Source: http://www.drivelinebaseball.com/2013/08/16/disconnected-pitching-mechanics-a-good-thing/
So the martial artist will need to have strong spinal and core motion as well. To extend the torso with a lunge, to weave the head to avoid a strike, to cut through the target etc.

Overall a balance must be found in the program between these competing aspects of trunk training. And the balance will be different depending on the person. A new student may be hyper-mobile or have poor posture and so focusing on torso stiffening will benefit them most. Or they could be deconditioned such that the basic isometric exercises will be the most they can handle initially. But with a more advanced athlete the need will include more motion in the balance of exercises, as well as plyos and conditioning like the ropes or heavy bar.

Sample Exercises in the Anti-Motion category include:
Any of the planks and variants, though I will emphasize the value of adding weight or other difficulty to these exercises as building up endurance in these has diminishing returns.

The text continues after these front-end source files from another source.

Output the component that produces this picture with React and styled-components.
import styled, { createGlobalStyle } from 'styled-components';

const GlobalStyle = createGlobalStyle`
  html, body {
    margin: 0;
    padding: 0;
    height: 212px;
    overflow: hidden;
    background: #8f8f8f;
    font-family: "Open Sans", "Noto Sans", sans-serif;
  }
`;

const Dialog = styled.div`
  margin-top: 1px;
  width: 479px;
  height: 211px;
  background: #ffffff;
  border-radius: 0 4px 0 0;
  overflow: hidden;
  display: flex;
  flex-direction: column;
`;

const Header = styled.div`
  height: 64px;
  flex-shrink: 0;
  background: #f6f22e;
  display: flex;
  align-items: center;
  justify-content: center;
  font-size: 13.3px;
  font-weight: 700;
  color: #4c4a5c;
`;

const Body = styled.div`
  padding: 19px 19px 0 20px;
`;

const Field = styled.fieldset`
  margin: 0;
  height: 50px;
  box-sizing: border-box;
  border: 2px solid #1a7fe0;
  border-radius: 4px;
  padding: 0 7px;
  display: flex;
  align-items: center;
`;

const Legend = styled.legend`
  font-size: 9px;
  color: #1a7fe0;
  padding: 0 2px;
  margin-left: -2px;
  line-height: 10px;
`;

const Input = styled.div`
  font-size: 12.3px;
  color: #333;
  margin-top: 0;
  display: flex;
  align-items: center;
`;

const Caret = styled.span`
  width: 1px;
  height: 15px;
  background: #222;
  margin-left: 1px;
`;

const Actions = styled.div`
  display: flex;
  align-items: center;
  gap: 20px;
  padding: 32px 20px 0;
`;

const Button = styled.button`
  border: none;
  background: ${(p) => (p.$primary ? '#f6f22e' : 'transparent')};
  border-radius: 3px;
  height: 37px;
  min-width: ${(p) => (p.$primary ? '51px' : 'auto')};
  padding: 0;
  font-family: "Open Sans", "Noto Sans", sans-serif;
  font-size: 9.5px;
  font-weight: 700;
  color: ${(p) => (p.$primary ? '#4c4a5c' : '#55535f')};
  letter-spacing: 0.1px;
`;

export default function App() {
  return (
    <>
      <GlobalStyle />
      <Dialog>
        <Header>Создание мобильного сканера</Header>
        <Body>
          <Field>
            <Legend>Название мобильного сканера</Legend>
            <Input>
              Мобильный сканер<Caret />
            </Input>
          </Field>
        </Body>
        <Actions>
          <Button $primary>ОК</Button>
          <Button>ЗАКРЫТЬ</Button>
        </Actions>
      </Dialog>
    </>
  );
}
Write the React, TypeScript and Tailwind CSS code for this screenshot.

Basic exercises also include the Pallof press and it's variation. An advanced version would be a Push-Pull exercise like this, except with the torso held motionless. Similarly, woodchoppers done with the torso still and reverse woodchoppers.
Anti-motion exercises can also include simpler core exercises like leg lowers, rollouts and deadbugs, when the emphasis is on keeping hips inline with the shoulders, spine neutral and hips stable.